We need accountability not only at the level of the institution but also at the level of the individual and it needs to be evidence based. The enforcement investigations need to be thorough. Investigators need to go through the minutes of meetings, email correspondence and records of telephone calls to establish whether conscious, deliberate decisions were made to deny people their contractual rights. That is the key issue. Fining banks is not enough. We all know what happens when banks are fined; they pass on the cost to their customers. In particular, they pass it on to variable-rate mortgage and SME customers. Those in both categories are already paying well over the odds for credit by comparison with customers in other eurozone countries. That is the point. Therefore, fines are not the answer. There has to be individual accountability.
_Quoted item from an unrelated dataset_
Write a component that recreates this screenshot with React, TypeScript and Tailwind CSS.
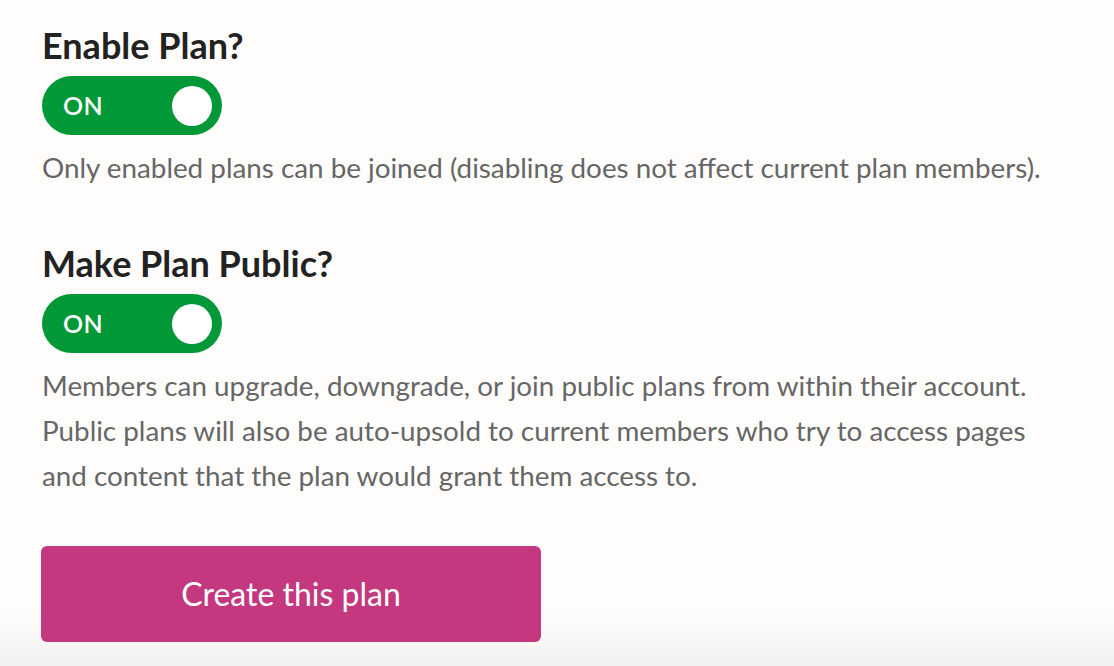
import React from 'react';

type ToggleProps = {
  on: boolean;
};

const Toggle = ({ on }: ToggleProps) => (
  <div className="flex h-[59px] w-[180px] items-center justify-between rounded-full bg-[#029837] pl-[21px] pr-[10px]">
    <span className="text-[25px] font-semibold tracking-[0.3px] text-white">{on ? 'ON' : 'OFF'}</span>
    <span className="h-[40px] w-[40px] rounded-full bg-white" />
  </div>
);

type SettingProps = {
  title: string;
  children: React.ReactNode;
  className?: string;
};

const Setting = ({ title, children, className = '' }: SettingProps) => (
  <section className={className}>
    <h3 className="text-[36px] leading-[40px] font-bold text-[#222]">{title}</h3>
    <div className="mt-[11px]">
      <Toggle on />
    </div>
    <p className="mt-[10px] text-[27.8px] leading-[45px] text-[#666]">{children}</p>
  </section>
);

export default function App() {
  return (
    <div
      className="min-h-[666px] bg-[linear-gradient(to_bottom,#fefdfb_612px,#f1f1f1_666px)] pl-[42px] pt-[25px]"
      style={{ fontFamily: 'Lato, "Open Sans", sans-serif' }}
    >
      <Setting title="Enable Plan?">
        Only enabled plans can be joined (disabling does not affect current plan members).
      </Setting>
      <Setting title="Make Plan Public?" className="mt-[53px]">
        Members can upgrade, downgrade, or join public plans from within their account.
        <br />
        Public plans will also be auto-upsold to current members who try to access pages
        <br />
        and content that the plan would grant them access to.
      </Setting>
      <button className="mt-[48px] -ml-[1px] h-[96px] w-[500px] rounded-[6px] bg-[#c4387f] text-[32px] text-white">
        Create this plan
      </button>
    </div>
  );
}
We read last month about the proposals made by the Central Bank in response to the Law Reform Commission's consultation paper. It begs the question whether the proposals from the Central Bank come as a surprise to the Government. The Government has always said that if the Central Bank wants more powers, it would give it more powers. The Central Bank has now called for more powers. It made a formal submission to the Law Reform Commission seeking more powers and published its submission to the consultation phase. The call came on foot of what the Central Bank termed the egregious recklessness by heads of banks, insurers and other financial firms and for that to become a criminal offence in the event of a company's failure. Was that news to the Government?

I will hand over to my colleagues now. The response of the Minister of State, Deputy D'Arcy, refers to quarter 3, quarter 4 and the fact that legislative proposals will come. It does not fill me with any confidence that there will be actual, tangible action to deal with these issues. This is a priority. The public, rightly, does not believe that white-collar crime is dealt with in the same way as other forms of crime. That needs to change. The Minister of State will find support from my party in respect of changes that are brought forward and we will support this Bill right the way through to enactment.